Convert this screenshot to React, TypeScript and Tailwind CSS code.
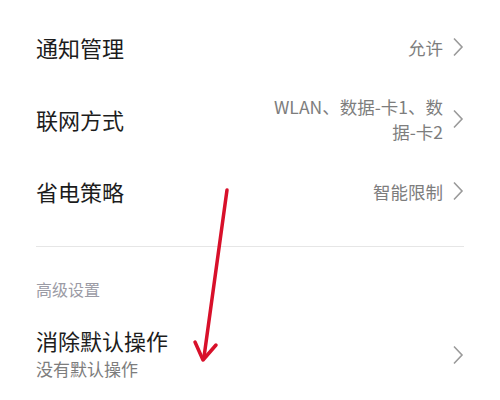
import React from "react";

function Chevron() {
  return (
    <svg width="12" height="20" viewBox="0 0 12 20" className="shrink-0">
      <path d="M2 1.5 L10 10 L2 18.5" fill="none" stroke="#9a9a9a" strokeWidth="1.6" />
    </svg>
  );
}

function Row({ title, value }: { title: string; value: React.ReactNode }) {
  return (
    <div className="h-[72px] flex items-center justify-between">
      <span className="text-[22px] text-[#1c1c1c]">{title}</span>
      <div className="flex items-center gap-[9px]">
        <span className="text-[17.5px] leading-[25px] text-[#7d7d7d] text-right">{value}</span>
        <Chevron />
      </div>
    </div>
  );
}

export default function App() {
  return (
    <div
      className="relative w-[500px] h-[400px] bg-white overflow-hidden px-[36px] pt-[11px]"
      style={{ fontFamily: '"Noto Sans CJK SC", "Noto Sans", sans-serif' }}
    >
      <Row title="通知管理" value="允许" />
      <Row
        title="联网方式"
        value={
          <>
            WLAN、数据-卡1、数
            <br />
            据-卡2
          </>
        }
      />
      <Row title="省电策略" value="智能限制" />

      <div className="mt-[19px] h-px bg-[#e6e6e6]" />

      <div className="mt-[32px] text-[16px] leading-[20px] text-[#9b9ba5]">高级设置</div>

      <div className="mt-[27px] flex items-center justify-between">
        <div className="flex flex-col">
          <span className="text-[22px] leading-[28px] text-[#1c1c1c]">消除默认操作</span>
          <span className="text-[17px] leading-[30px] text-[#7d7d7d]">没有默认操作</span>
        </div>
        <Chevron />
      </div>

      {/* red annotation arrow */}
      <svg className="absolute left-0 top-0 pointer-events-none" width="500" height="400">
        <g stroke="#d8102a" strokeWidth="3.5" strokeLinecap="round" strokeLinejoin="round" fill="none">
          <path d="M227 190 L204 357" />
          <path d="M195 342 L203 360 L216 345" />
        </g>
      </svg>
    </div>
  );
}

- _Task prompt_: Give again exactly the lines running from the beginning of the material above through the line that contains "import React from", and leave out every picture.

- _Answer for the task_:
Convert this screenshot to React, TypeScript and Tailwind CSS code.
import React from "react";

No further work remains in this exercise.